Often, digital health companies had to rely on direct-to-consumer and employer strategies as ways to grow their operations and their revenue, and gain traction for their products. Even health insurance plans have created pilot relationships or contracted with some companies.
But the health system at-large has largely been involved in an investor or partner role. If successful, Express Scripts’ move — which its competitors are also working on — has the potential to move digital health into the mainstream.
“A lot of digital health companies found themselves going directly to payers, employers, health plans, etc. to try to gain traction for their particular solution,” Bini said.
“And the pain point we’re solving her is that even that model is flawed because employers have a very difficult time managing multiple vendor relationships, and typically don’t have the expertise...within their HR benefits department to determine whether or not the solutions work,” he added.
But one benefit of working with employers has been the ability to offer fixed cost solutions, such as $20 per person, or a wholesale price for the employer to give its employees access.

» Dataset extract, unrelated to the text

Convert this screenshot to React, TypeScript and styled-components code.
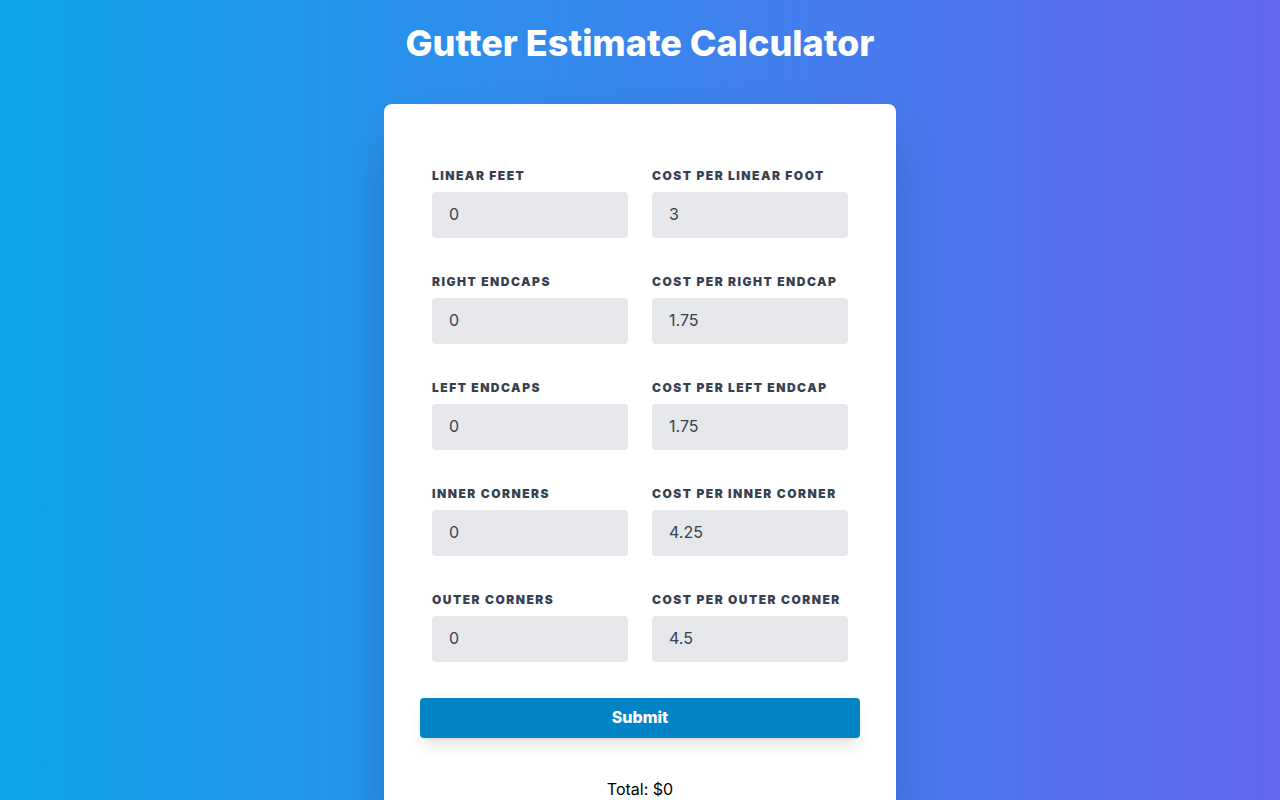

A formulary may change the game. But they are often faulted for the high cost of drugs — and the power that pharmacy benefits managers wield in that equation.
Bini told Yahoo Finance that the formulary is meant to create a competitive environment for digital health that is aimed to lower costs.
“Putting these solutions into a formulary is exactly what our payers need, because what it allows for us to do is to create a level playing field for digital health companies to compete for access to the payers that we serve, and the patients that they cover,” Bini said.
“So, in terms of the pricing, it creates a competitive landscape that most of these payers cannot negotiate effectively on their own,” the executive added.
Express Scripts said it created a panel of experts to vet the digital health companies, which includes physicians, specialists, pharmacists that specialize in the disease states, and health services researchers.
“It’s going to make it easier for payers to cover digital solutions within their pharmacy benefit,” Bini said.